Gas prices jump -- again
The price of gasoline at Bigfoot Gas Station in McKinleyville had been $1.49 a gallon for unleaded for quite some time. But two weeks ago prices began nudging upward to $1.56 on Feb. 14, $1.59 on Feb. 16 and $1.66 on Feb. 20. As of Tuesday, the price was $1.85 and still climbing.
Many area stations are already selling premium grade gasoline for more than $2 per gallon.
"Prices have been going up every three days," said Monica Huffman, who works at Flying J on Broadway in Eureka. The station was also charging $1.85 per gallon unleaded on Tuesday.
Wildly fluctuating crude oil prices are being blamed for the sharp rise. The price for a barrel of crude this week is $30; it had been as low as $12 within the last six months.
Nationally, gasoline prices jumped 6 cents within the last two weeks of February. California prices are consistently higher that the national average -- $1.47 per gallon -- due to environmental regulations and additives.
Absentee deadline passed
Tuesday marked the deadline for absentee ballots to be received at the Humboldt County Elections Office in order to count in the March 7 primary election. According to Lou Leeper, Humboldt County's assistant registrar, this year the number of absentee voters looks about the same as in years past.
"In the general election you tend to see a larger number of absentee voters," Leeper said. "In the primary election unless there is a measure or a candidate that seems to stir up a lot of votes, the numbers seem to stay the same."
In past elections, it has taken as much as several weeks to count all of the votes because approximately 60 percent of the votes come in just days before the election. All of the ballots must be logged into the computer, sorted and the signatures verified.
"Probably a week and a half after the polls close, the elections office should have gotten through counting the (absentee) ballots," said Lindsey McWilliams, Humboldt County elections official.
An ordinance which would ban the use of all pesticides on city-owned and managed properties was approved unanimously by the Arcata City Council in February.
The ordinance is unique among California cities -- and perhaps in the nation -- because it creates an outright ban on all pesticide use rather than a phased reduction. Pesticides include fungicides, herbicides, insecticides, nematicides, rodenticides, dessicants and defoilants.
The ordinance directs city staff to create a pest control management program which lists all pest-control materials and methods. The program also will educate the public and property owners about nontoxic methods.
Jennifer Hanan, vice mayor, said this ordinance is a first of its kind, and it can be used as a model for other cities.
"This confirms Arcata's longtime commitment to protect our residents from the effects of pesticides. Arcata is proving that pest problems can be solved without harming people or the environment," she said.
Arcata has maintained its parks without the use of pesticides for 15 years since an experimental moratorium was first proposed, and the city has avoided chemical use in a number of other ways.

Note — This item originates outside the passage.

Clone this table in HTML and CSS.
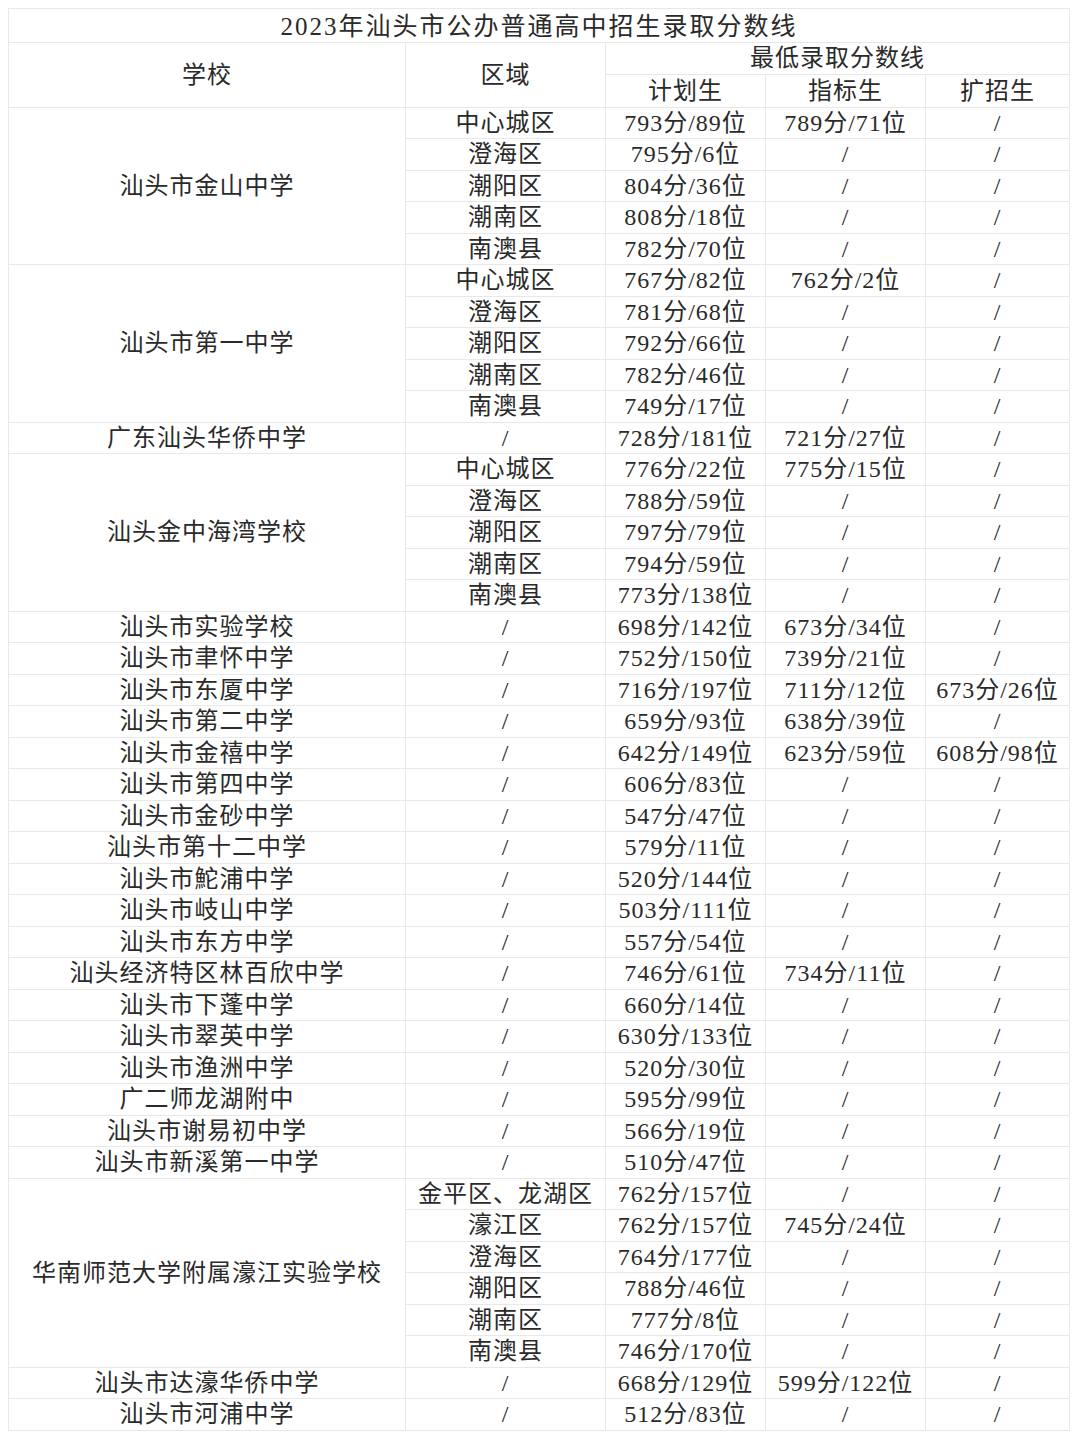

For example, the Arcata baseball field is managed completely without herbicides or pesticides. Special tarps are used to cover infield dirt to help prevent weed growth between games. Park maintenance crews use the tarps to control rodents and tailor lawn-mowing cycles to fight weeds before they become established.
According to Dan Diemer, Arcata's park superintendent, from a management perspective, it is much easier to not use pesticides.
"The amount of training and paperwork that is required for pesticide use is intense."
He said that timely mowing and irrigation can be just as effective as using pesticides. If pests in and around the building are a problem, barriers and sanitation can be the first line of defense.
Angela Davis speaks Friday
A name out of the activism of the '60s and '70s will be at a Humboldt State University conference Friday.
Angela Davis, now a history professor at UC Santa Cruz, will be the keynote speaker for HSU's Multicultural Center's sixth annual diversity conference at the Arcata Theater. Theme of the conference is "And Justice for All? Challenging Inequality Through Education and Activism."
Davis gained fame in 1969 when her activism and membership in the Communist Party got her fired as an instructor at UC Los Angeles. She later spent 16 months in jail before acquittal on charges of kidnapping, murder and conspiracy.
The conference begins at 5 p.m. Friday with Davis expected to speak about 5:45 p.m. A question-and-answer session will follow.
The student-run conference resumes at 8 a.m. Saturday at HSU with a registration breakfast. Three sessions of concurrent workshops also are scheduled. They are "Multicultural Constituencies in the Classroom," "Human Rights Issues in Humboldt County," "Strategies for Confronting Homophobia in K-12 Schools," "Current Anti-Semitism in America," "Creating a Community Mural," "Jedi Training: Exploration of the `Force' of Social Justice" and "Shadow of Hate: Histories of Intolerance and Strategies for Resistance."
Registration is $15 for students, staff and faculty from HSU, College of the Redwoods and high schools. It is $20 for the general public. Tickets for Davis's talk only are $5 for students, staff and faculty and $10 general.